(Entries with page source code)

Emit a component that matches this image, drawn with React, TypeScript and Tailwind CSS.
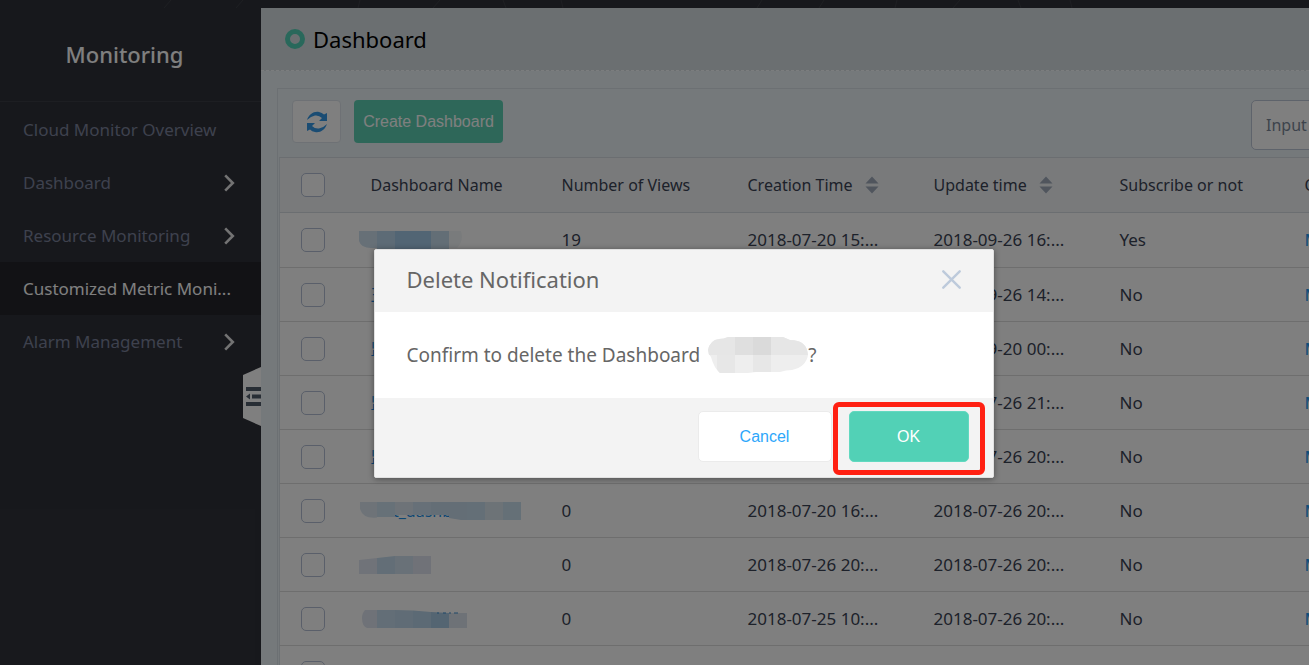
import React from "react";

type Row = {
  mask?: "a" | "b" | "c" | "d";
  name?: string;
  views?: string;
  created?: string;
  updated?: string;
  subscribed?: string;
};

const rows: Row[] = [
  { mask: "a", views: "19", created: "2018-07-20 15:...", updated: "2018-09-26 16:...", subscribed: "Yes" },
  { name: "王", updated: "2018-09-26 14:...", subscribed: "No" },
  { name: "监", updated: "2018-09-20 00:...", subscribed: "No" },
  { name: "监", updated: "2018-07-26 21:...", subscribed: "No" },
  { name: "监", updated: "2018-07-26 20:...", subscribed: "No" },
  { mask: "b", name: "test_dashb", views: "0", created: "2018-07-20 16:...", updated: "2018-07-26 20:...", subscribed: "No" },
  { mask: "c", views: "0", created: "2018-07-26 20:...", updated: "2018-07-26 20:...", subscribed: "No" },
  { mask: "d", views: "0", created: "2018-07-25 10:...", updated: "2018-07-26 20:...", subscribed: "No" },
  {},
];

const navItems = [
  { label: "Cloud Monitor Overview", arrow: false, active: false },
  { label: "Dashboard", arrow: true, active: false },
  { label: "Resource Monitoring", arrow: true, active: false },
  { label: "Customized Metric Moni...", arrow: false, active: true },
  { label: "Alarm Management", arrow: true, active: false },
];

function Chevron() {
  return (
    <svg width="11" height="18" viewBox="0 0 11 18" fill="none" stroke="#e6e6e6" strokeWidth="2.6" aria-hidden="true">
      <path d="M1.2 1.4 8.8 9 1.2 16.6" />
    </svg>
  );
}

function SortIcon() {
  return (
    <svg width="14" height="18" viewBox="0 0 14 18" fill="#a0abbb" aria-hidden="true">
      <path d="M7 .5 13.5 7.500H.5zM7 17.500.5 10.500h13z" />
    </svg>
  );
}

function Tick({ label }: { label: string }) {
  return (
    <input
      type="checkbox"
      aria-label={label}
      className="block size-6 appearance-none rounded-[5px] border border-[#b4bfd4] bg-white"
    />
  );
}

function NameMask({ kind }: { kind: string }) {
  if (kind === "a")
    return (
      <svg width="104" height="20" viewBox="0 0 104 20" aria-hidden="true">
        <path d="M0 1H18V18H12Q2 18 0 11z" fill="#cfe0ee" />
        <path d="M18 1h18v18H18z" fill="#bbd7ec" />
        <path d="M36 1h36v18H36z" fill="#a5cbe8" />
        <path d="M72 1h18v18H72z" fill="#c6dded" />
        <path d="M90 1h12q3 10-4 17h-8z" fill="#f3f6f8" />
      </svg>
    );
  if (kind === "b")
    return (
      <svg width="162" height="20" viewBox="0 0 162 20" aria-hidden="true">
        <path d="M1 1h17v15.500Q4 18 1 8z" fill="#dce7f1" />
        <path d="M18 1h18v15H18z" fill="#cfe2f0" />
        <path d="M36 1h18v13H36z" fill="#dce6f0" />
        <path d="M54 1h18v13H54z" fill="#cfe1f0" />
        <path d="M72 1h36v18h-6L90 17V14H72z" fill="#c9ddec" />
        <path d="M108 1h18v18h-18z" fill="#c9dfee" />
        <path d="M126 1h18v18h-18z" fill="#dbe6ef" />
        <path d="M144 1h18v18h-18z" fill="#cae0ef" />
      </svg>
    );
  if (kind === "c")
    return (
      <svg width="72" height="20" viewBox="0 0 72 20" aria-hidden="true">
        <path d="M0 5 18 3V19H0z" fill="#e1e6f2" />
        <path d="M18 3 36 1V19H18z" fill="#c6ddee" />
        <path d="M36 1h18v18H36z" fill="#d2e2f0" />
        <path d="M54 1h18v18H54z" fill="#e0e5f1" />
      </svg>
    );
  return (
    <svg width="108" height="20" viewBox="0 0 108 20" aria-hidden="true">
      <path d="M6 1H18V19H8Q3 17 3 9 3 4 6 1z" fill="#dfe5f0" />
      <path d="M18 1h18v18H18z" fill="#c6ddee" />
      <path d="M36 1 54 1.500V19H36z" fill="#c0d9ec" />
      <path d="M54 1.500 72 3V19H54z" fill="#b9d4ea" />
      <path d="M72 3 90 4V19H72z" fill="#a9cae5" />
      <path d="M90 4h18v15H90z" fill="#dce4ef" />
      <path d="M78 4h2M84 4h3M90 4h2M95 4h4" stroke="#3d8fd0" />
    </svg>
  );
}

export default function App() {
  return (
    <div className="relative h-screen overflow-hidden bg-[#2f3139] font-['Noto_Sans','Noto_Sans_CJK_SC',sans-serif] text-base text-[#3a4354]">
      <svg className="absolute top-0 left-0" width="1309" height="8" stroke="#3d3f46" fill="none" aria-hidden="true">
        <path d="M164 8l7-8M236 8l7-8M358 8l2-8M433 8l7-8M506 8l-3-8M563 8l-2-8M757 8l5-8M819 8l5-8M895 8l2-8M953 8l7-8M1021 8l-3-8M1072 8l-2-8" />
      </svg>
      <div className="flex h-full pt-2">
        <aside className="relative w-[261px] shrink-0">
          <h1 className="flex h-[94px] items-center justify-center border-b border-[#3b3d44] pr-3 text-[22px] font-medium text-white">
            Monitoring
          </h1>
          <nav className="flex flex-col pt-px">
            {navItems.map((n) => (
              <a
                key={n.label}
                href="#"
                className={
                  n.active
                    ? "flex h-[53px] items-center bg-[#24252b] pl-[23px] text-[17px] text-white"
                    : "flex h-[53px] items-center justify-between pr-[26px] pl-[23px] text-[17px] text-[#7c839c]"
                }
              >
                <span className="whitespace-nowrap">{n.label}</span>
                {n.arrow && <Chevron />}
              </a>
            ))}
          </nav>
          <button aria-label="Collapse menu" className="absolute top-[358px] right-0">
            <svg width="18" height="60" viewBox="0 0 18 60" aria-hidden="true">
              <path d="M0 9 18 1V60L0 52z" fill="#fff" />
              <path d="M3 21h15v4H3zM9 28.500h9v4H9zM3 36h15v4H3zM3 30.500l4-3v6z" fill="#505c6b" />
            </svg>
          </button>
        </aside>
        <main className="min-w-0 flex-1 overflow-hidden bg-[#ebf2f7]">
          <header className="flex h-[63px] items-center gap-2 border-b border-dashed border-[#f6fafc] bg-[#d7dee3] pl-6 text-[22px] text-black">
            <span className="size-5 rounded-full border-[5px] border-[#52d1b6]" />
            <h2>Dashboard</h2>
          </header>
          <section className="mt-[17px] ml-4 w-[1161px] border border-[#d9e1e7] pl-px">
            <div className="flex h-[68px] items-start pt-[11px] pl-[13px]">
              <button aria-label="Refresh" className="flex h-[43px] w-[49px] items-center justify-center rounded border border-[#dce3ea] bg-white">
                <svg width="22" height="22" viewBox="0 0 22 22" fill="#3498e6" aria-hidden="true">
                  <path d="M1 9C3 3 8 0 13 1q3 .5 5 2.500L21 2v8h-8l3-3Q13 4 9 4.500 5 5 1 9zM21 13c-2 6-7 9-12 8q-3-.5-5-2.500L1 20v-8h8l-3 3q3 3 7 2.500 4-.5 8-4.500z" />
                </svg>
              </button>
              <button className="ml-[13px] h-[43px] w-[149px] rounded bg-[#5dcfb3] font-['Liberation_Sans',sans-serif] text-base text-white">
                Create Dashboard
              </button>
              <input
                aria-label="Search dashboards"
                placeholder="Input dashboard name"
                className="ml-auto h-[50px] w-[186px] rounded-[5px] border border-[#bdc7d6] bg-white px-3.5 text-base placeholder:text-[#7a8798]"
              />
            </div>
            <table className="w-full table-fixed border-l border-[#d9e1e7] bg-white text-left">
              <colgroup>
                <col className="w-[79px]" />
                <col className="w-[191px]" />
                <col className="w-[186px]" />
                <col className="w-[186px]" />
                <col className="w-[186px]" />
                <col className="w-[185px]" />
                <col />
              </colgroup>
              <thead>
                <tr className="h-[55px] border-y border-[#d6dce3] bg-[#f2f4f7] *:p-0 *:font-normal">
                  <th><div className="pl-[21px]"><Tick label="Select all" /></div></th>
                  <th><div className="pl-3">Dashboard Name</div></th>
                  <th><div className="pl-3">Number of Views</div></th>
                  <th><div className="flex items-center gap-3 pl-3">Creation Time <SortIcon /></div></th>
                  <th><div className="flex items-center gap-3 pl-3">Update time <SortIcon /></div></th>
                  <th><div className="pl-3">Subscribe or not</div></th>
                  <th><div className="pl-3">Operation</div></th>
                </tr>
              </thead>
              <tbody>
                {rows.map((r, i) => (
                  <tr key={i} className="h-[54px] border-b border-[#dcdcdc] text-[17px] first:h-[55px] *:p-0">
                    <td><div className="pl-[21px]"><Tick label={`Select row ${i + 1}`} /></div></td>
                    <td>
                      <div className="relative h-5 text-base leading-5">
                        {r.name && <a href="#" className="pl-3 text-[#1a8fe8]">{r.name}</a>}
                        {r.mask && (
                          <span className="absolute top-0 left-0">
                            <NameMask kind={r.mask} />
                          </span>
                        )}
                      </div>
                    </td>
                    <td><div className="pl-3">{r.views}</div></td>
                    <td><div className="pl-3">{r.created}</div></td>
                    <td><div className="pl-3">{r.updated}</div></td>
                    <td><div className="pl-3">{r.subscribed}</div></td>
                    <td><div className="pl-3 text-[#2196ee]">{r.subscribed && <a href="#">Modify</a>}</div></td>
                  </tr>
                ))}
              </tbody>
            </table>
          </section>
        </main>
      </div>

      <div className="absolute inset-0 bg-black/50 pt-[249px] pl-[58px]">
        <div role="dialog" aria-labelledby="dialog-title" className="mx-auto w-[620px] rounded-xs border border-[#e0e0e0] bg-white text-[#666] shadow-[0_1px_6px_rgba(0,0,0,0.4)]">
          <div className="flex h-[62px] items-center justify-between bg-[#f3f3f3] px-8 pb-1">
            <h3 id="dialog-title" className="text-[22px]">Delete Notification</h3>
            <button aria-label="Close">
              <svg width="19" height="19" viewBox="0 0 19 19" stroke="#bdcadb" strokeWidth="2.400" strokeLinecap="round" aria-hidden="true">
                <path d="M1.300 1.300 17.700 17.700M17.700 1.300 1.300 17.700" />
              </svg>
            </button>
          </div>
          <p className="flex h-[86px] items-center pl-8 text-[19px]">
            Confirm to delete the Dashboard
            <svg className="ml-2" width="100" height="38" viewBox="0 0 100 38" aria-hidden="true">
              <path d="M0 14Q2 4 11 3 16 3 20 1H75L82 4Q99 4 100 19 98 31 84 34 78 34 72 36H48L40 37H12Q6 32 3 21 0 18 0 14z" fill="#eee" />
              <path d="M1 19H100Q99 4 82 4L75 1H20Q16 3 11 3 2 4 0 14z" fill="#e6e6e6" />
              <path d="M27 1H45V19H27z" fill="#dfdfdf" />
              <path d="M45 1H63V19H45z" fill="#dadada" />
              <path d="M9 19H27V37H12Q9 34 9 33zM45 19H63V36H45z" fill="#e7e7e7" />
            </svg>
            ?
          </p>
          <div className="flex h-[79px] items-start justify-end gap-[17px] bg-[#f3f3f3] pt-[13px] pr-6 font-['Liberation_Sans',sans-serif] text-base">
            <button className="h-[51px] w-[134px] rounded-[5px] border border-[#ebebeb] bg-white text-[#2ea7fb]">Cancel</button>
            <div className="relative">
              <button className="h-[51px] w-[120px] rounded-[5px] border border-[#62d9c0] bg-[#52d1b6] text-white">OK</button>
              <span className="pointer-events-none absolute -inset-x-4 -top-[9px] -bottom-[13px] rounded-md border-[5px] border-[#ff2012]" />
            </div>
          </div>
        </div>
      </div>
    </div>
  );
}
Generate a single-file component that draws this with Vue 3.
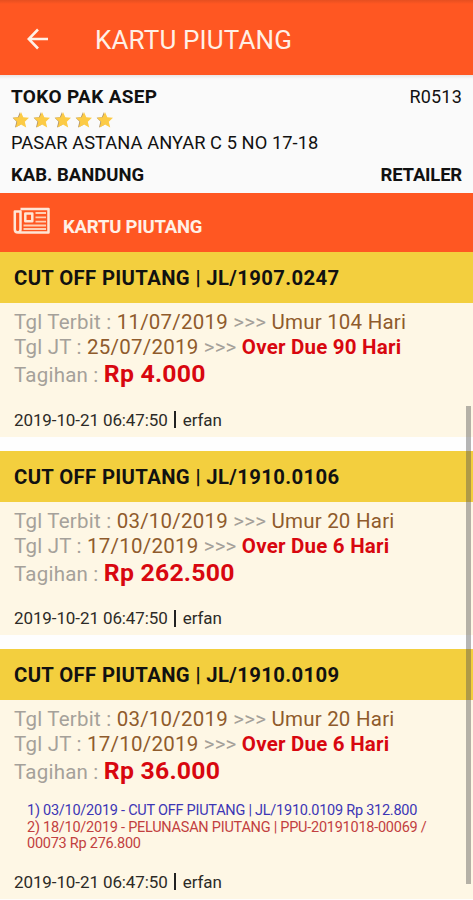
<template>
  <div class="page">
    <header class="appbar">
      <svg class="back" viewBox="0 0 22 22">
        <path d="M21 11H2M11 1.5L1.7 11L11 20.5" />
      </svg>
      <h1>KARTU PIUTANG</h1>
    </header>

    <!-- data toko -->
    <section class="toko">
      <div class="row">
        <b class="nama">{{ toko.nama }}</b>
        <span class="kode">{{ toko.kode }}</span>
      </div>
      <div class="stars">
        <svg v-for="n in toko.rating" :key="n" viewBox="0 0 18 18">
          <path
            class="shade"
            d="M8 1L5.8 6.2L0.6 6.8L4.4 10.6L3 16.6L8.6 13.8Z"
          />
          <path
            class="star"
            d="M9 1L11.3 6.2L17 6.8L12.8 10.7L14.2 16.6L9 13.5L3.8 16.6L5.2 10.7L1 6.8L6.7 6.2Z"
          />
        </svg>
      </div>
      <div class="alamat">{{ toko.alamat }}</div>
      <div class="row kota">
        <b class="kab">{{ toko.kota }}</b>
        <b class="tipe">{{ toko.tipe }}</b>
      </div>
    </section>

    <div class="section-title">
      <svg class="news" viewBox="0 0 38 28">
        <path class="frame" d="M7.5 2H35.5V25.5H5Q1.8 25.5 1.8 22.5V4.5H7.5V22.5Q7.5 25 4.8 25.5" />
        <path class="frame" d="M12.3 6.5H19.3V14.2H12.3Z" />
        <path d="M22.5 6H33M22.5 10.3H33M22.5 14.6H33M10.5 18.5H33M10.5 22H33" />
      </svg>
      <b>KARTU PIUTANG</b>
    </div>

    <!-- daftar piutang -->
    <article v-for="item in piutang" :key="item.nomor" class="card">
      <h2>CUT OFF PIUTANG | {{ item.nomor }}</h2>
      <div class="isi">
        <div class="line terbit">
          Tgl Terbit : <span class="tgl">{{ item.terbit }}</span> &gt;&gt;&gt;
          <span class="umur">Umur {{ item.umur }} Hari</span>
        </div>
        <div class="line jt">
          Tgl JT : <span class="tgl">{{ item.jt }}</span> &gt;&gt;&gt;
          <b>Over Due {{ item.overdue }} Hari</b>
        </div>
        <div class="line tagihan">
          Tagihan : <b>Rp {{ item.tagihan }}</b>
        </div>
        <div v-if="item.detail" class="detail">
          <div v-for="d in item.detail" :key="d.text" :class="d.jenis">
            {{ d.text }}
          </div>
        </div>
        <div class="footer">
          <span class="waktu">2019-10-21 06:47:50</span>
          <i class="sep"></i>
          <span>erfan</span>
        </div>
      </div>
    </article>

    <div class="scrollbar"></div>
  </div>
</template>

<script setup>
const toko = {
  nama: "TOKO PAK ASEP",
  kode: "R0513",
  rating: 5,
  alamat: "PASAR ASTANA ANYAR C 5 NO 17-18",
  kota: "KAB. BANDUNG",
  tipe: "RETAILER",
};

const piutang = [
  {
    nomor: "JL/1907.0247",
    terbit: "11/07/2019",
    umur: 104,
    jt: "25/07/2019",
    overdue: 90,
    tagihan: "4.000",
  },
  {
    nomor: "JL/1910.0106",
    terbit: "03/10/2019",
    umur: 20,
    jt: "17/10/2019",
    overdue: 6,
    tagihan: "262.500",
  },
  {
    nomor: "JL/1910.0109",
    terbit: "03/10/2019",
    umur: 20,
    jt: "17/10/2019",
    overdue: 6,
    tagihan: "36.000",
    detail: [
      {
        jenis: "debit",
        text: "1) 03/10/2019 - CUT OFF PIUTANG | JL/1910.0109 Rp 312.800",
      },
      {
        jenis: "kredit",
        text: "2) 18/10/2019 - PELUNASAN PIUTANG | PPU-20191018-00069 / 00073 Rp 276.800",
      },
    ],
  },
];
</script>

<style>
body {
  background: #fefefe;
}
</style>

<style scoped>
.page {
  position: relative;
  width: 473px;
  height: 900px;
  overflow: hidden;
  background: #fefefe;
  font-family: Roboto, sans-serif;
  color: #111;
  white-space: nowrap;
}

.appbar {
  box-sizing: border-box;
  height: 75px;
  display: flex;
  align-items: center;
  padding: 4px 0 0 27px;
  background: linear-gradient(#e64f20, #ff5722 4px);
}

.back {
  width: 22px;
  height: 22px;
  margin: -2px 46px 0 0;
  fill: none;
  stroke: #fff0e6;
  stroke-width: 2.6;
}

h1 {
  margin: 0;
  font-size: 26px;
  font-weight: 400;
  line-height: 30px;
  letter-spacing: 0.15px;
  color: #fff0e6;
}

.toko {
  box-sizing: border-box;
  height: 118px;
  padding: 11px 11px 0 11px;
  background: linear-gradient(#e9e5e4, #fafafa 4px);
}

.row {
  display: flex;
  justify-content: space-between;
  line-height: 22px;
}

.nama {
  font-size: 19px;
  letter-spacing: 0.35px;
}

.kab,
.tipe {
  font-size: 18.5px;
}

.tipe {
  letter-spacing: -0.2px;
}

.kode {
  font-size: 18px;
  letter-spacing: 0.2px;
}

.stars {
  display: flex;
  gap: 3px;
  padding-left: 1px;
  height: 23px;
  align-items: center;
}

.stars svg {
  width: 18px;
  height: 18px;
}

.star {
  fill: #fccb45;
}

.shade {
  fill: #b0956a;
}

.alamat {
  font-size: 18.3px;
  line-height: 24px;
  letter-spacing: 0.06px;
}

.kota {
  margin-top: 9px;
}

.section-title {
  height: 59.2px;
  display: flex;
  background: #ff5722;
  color: #fff0e6;
}

.section-title b {
  margin: 23px 0 0 12px;
  font-size: 18.5px;
  line-height: 22px;
  letter-spacing: -0.2px;
}

.news {
  width: 38px;
  height: 28px;
  margin: 14px 0 0 13px;
  fill: none;
  stroke: #ffd0b4;
  stroke-width: 1.8;
}

.news .frame {
  stroke: #ffe6d6;
  stroke-width: 2.5;
  stroke-linejoin: round;
}

.card {
  margin-bottom: 13.8px;
}

h2 {
  margin: 0;
  height: 51px;
  padding-left: 14px;
  background: #f3cf3e;
  font-size: 20.3px;
  font-weight: 700;
  line-height: 53px;
  letter-spacing: 0.36px;
}

.isi {
  padding: 7.3px 14px 7px;
  background: #fef7e5;
}

.line {
  font-size: 20.5px;
  line-height: 25px;
  letter-spacing: 0.22px;
  color: #a5a19a;
}

.tgl,
.umur {
  color: #8f5b2c;
}

.line b {
  color: #d8070f;
}

.tagihan {
  line-height: 28px;
}

.tagihan b {
  font-size: 24.8px;
}

.detail {
  margin: 16.8px 0 0 13px;
  width: 405px;
  white-space: normal;
  font-size: 14.5px;
  line-height: 16.5px;
  letter-spacing: -0.25px;
}

.debit {
  color: #3c36b5;
}

.kredit {
  color: #c2403f;
}

.footer {
  margin-top: 20.3px;
  display: flex;
  align-items: center;
  font-size: 17px;
  line-height: 20px;
  letter-spacing: -0.1px;
  color: #2d2b27;
}

.detail + .footer {
  margin-top: 19.3px;
}

.sep {
  width: 2px;
  height: 17px;
  margin: 0 6.5px;
  background: #222;
}

.scrollbar {
  position: absolute;
  top: 406px;
  left: 466px;
  width: 5px;
  height: 478px;
  background: rgba(80, 80, 80, 0.42);
}
</style>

**Stated exercise**
From the top of the listing above, repeat each line exactly until you reach the line containing "import React from", and repeat that one too. Leave the pictures out.

**Task answer**
Emit a component that matches this image, drawn with React, TypeScript and Tailwind CSS.
import React from "react";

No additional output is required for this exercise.